Terms defined: argument, call stack, control flow, dictionary comprehension, dispatch, dynamic scoping, eager evaluation, environment, extensibility, introspection, JavaScript Object Notation, lazy evaluation, lexical scoping, parameter, parser, recursion, runtime, signature, stack frame

Chapter 2 introduced the idea that programs are just another kind of data. Similarly, the compilers and interpreters that make programs run are just programs themselves. Instead of changing the characters in a block of memory like text editors, or calculating sums and averages like spreadsheets, compilers turn text into instructions for interpreters or hardware to run.

Most real programming languages have two parts: a parser that translates the source code into a data structure in memory, and a runtime that executes the instructions in that data structure. This chapter focuses on the runtime; Chapter 17 will explore parsing, while Chapter 19 will look at more efficient ways to execute instructions.

Section 3.1: Expressions

Let’s start by building something that can evaluate simple expressions like 1+2 or abs(-3.5). We represent each expression as a list with the name of the operation as the first item and the values to be operated on as the other items. To add 1 and 2 we use:

["add", 1, 2]

and to calculate the absolute value of -3.5 we use:

["abs", -3.5]

Nothing Special

We have special symbols for addition, subtraction, and so on for historical reasons, but our list representation doesn’t distinguish between things like + and abs because it doesn’t need to. If our program is being compiled into low-level instructions for a particular CPU, it’s the compiler’s job to decide what can be done directly and what needs multiple instructions. For example, early CPUs didn’t have instructions to do division, while modern CPUs may have instructions to do addition or multiplication on multiple values at once.

We can represent more complicated expressions using nested lists. For example, abs(1+2) is:

["abs", ["add", 1, 2]]

The function to add two expressions looks like this:

def do_add(args):
    assert len(args) == 2
    left = do(args[0])
    right = do(args[1])
    return left + right

Its single parameter is a list containing the two sub-expressions to be evaluated and added. After checking that it has the right number of parameters, it calls the function do recursively to evaluate those sub-expressions. (We’ve called the function do instead of eval because Python already has a function called eval.) Once do_add has two actual values, it adds them and returns the result (Figure 3.1)

Recursive evaluation of an expression tree
Figure 3.1: Recursively evaluating the expression abs(1+2).

Arguments versus Parameters

Many programmers use the words argument and parameter interchangeably, but to make our meaning clear, we call the values passed into a function its arguments and the names the function uses to refer to them as its parameters. Put it another way, parameters are part of the definition and arguments are given when the function is called.
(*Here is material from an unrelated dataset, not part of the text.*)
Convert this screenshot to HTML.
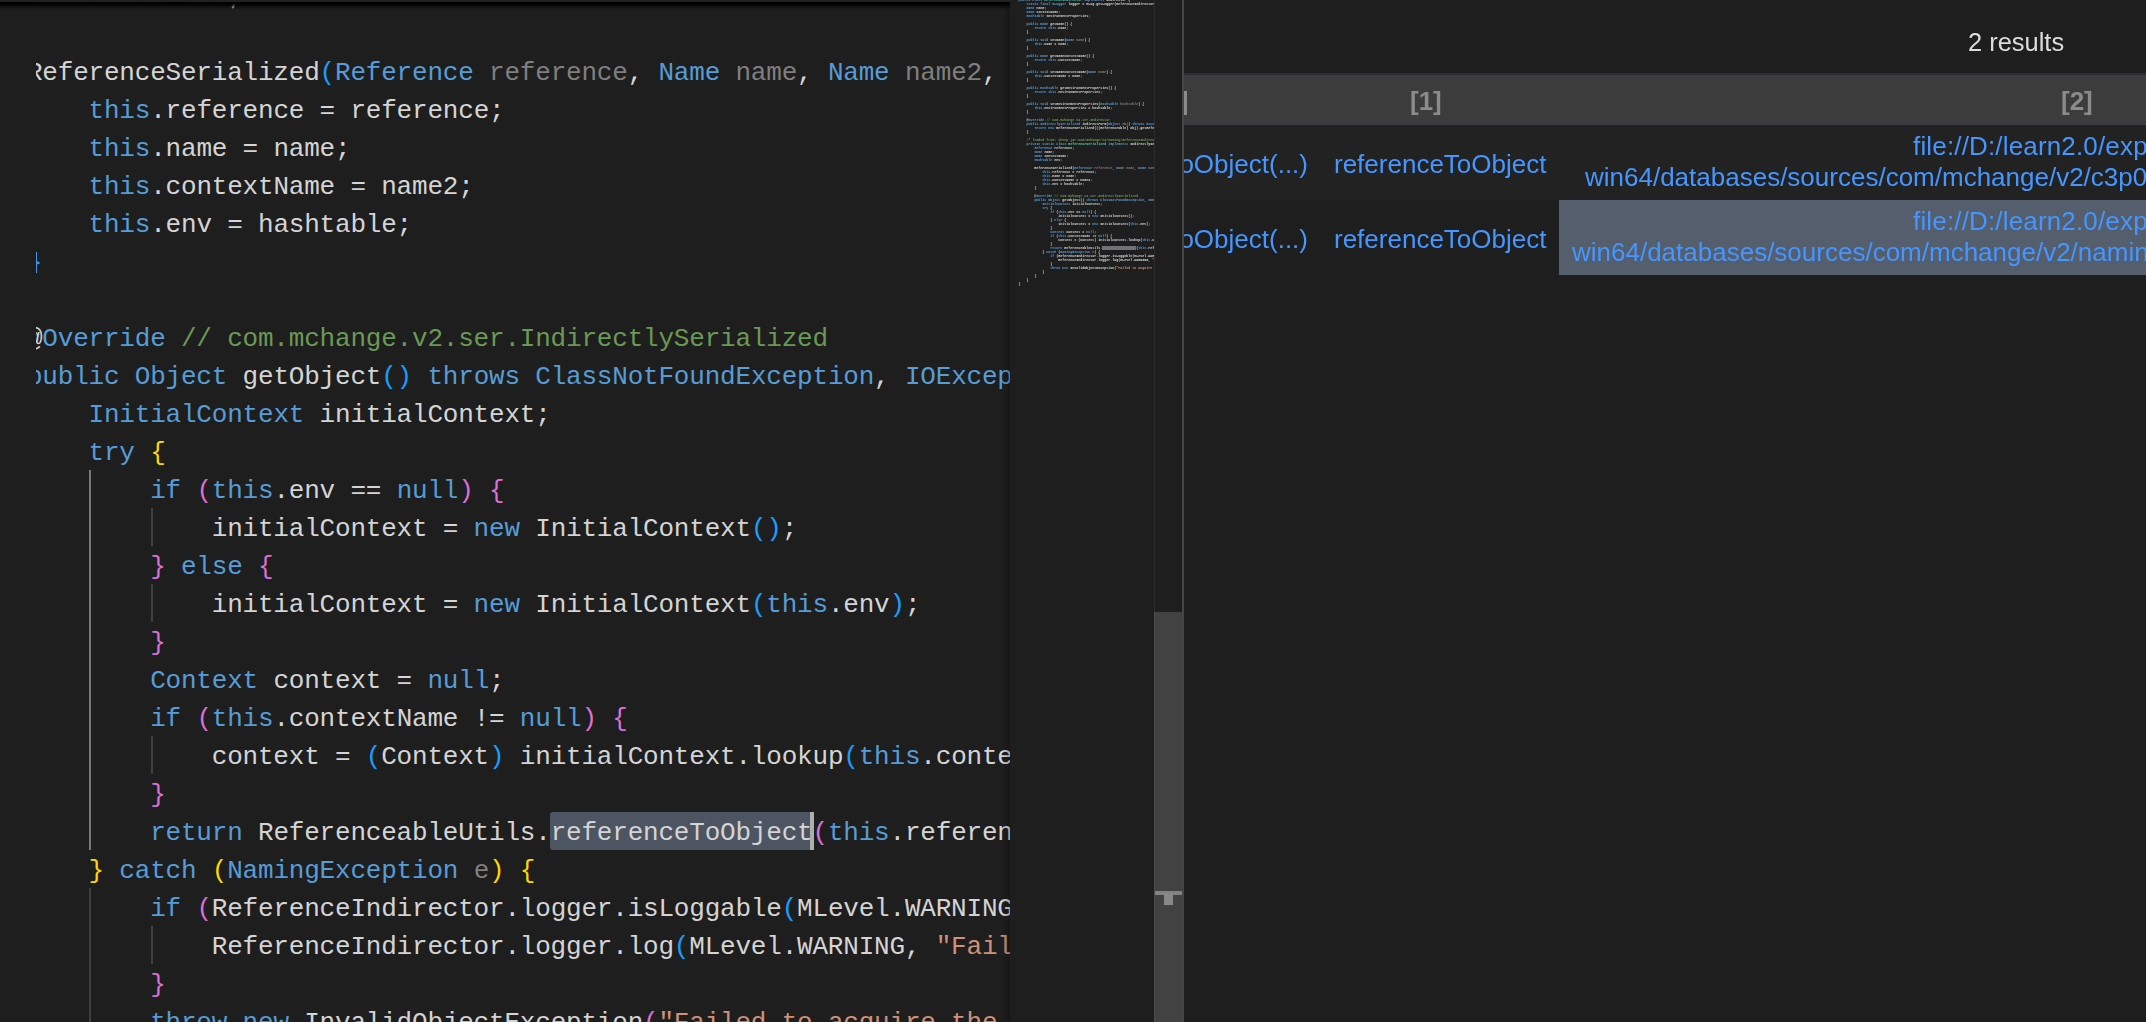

do_abs, which calculates absolute value, works the same way. The only differences are that it expects one value instead of two and calculates a different return value:

def do_abs(args):
    assert len(args) == 1
    val = do(args[0])
    return abs(val)

So how does do work? It starts by checking if its input is an integer. If so, it returns that value right away because integers “evaluate” to themselves: no more calculation is needed. Otherwise, do checks that its parameter is a list and then uses the first value in the list to decide what other function to call. This process is often called dispatch.

def do(expr):
    # Integers evaluate to themselves.
    if isinstance(expr, int):
        return expr

    # Lists trigger function calls.
    assert isinstance(expr, list)
    if expr[0] == "abs":
        return do_abs(expr[1:])
    if expr[0] == "add":
        return do_add(expr[1:])
    assert False, f"Unknown operation {expr[0]}"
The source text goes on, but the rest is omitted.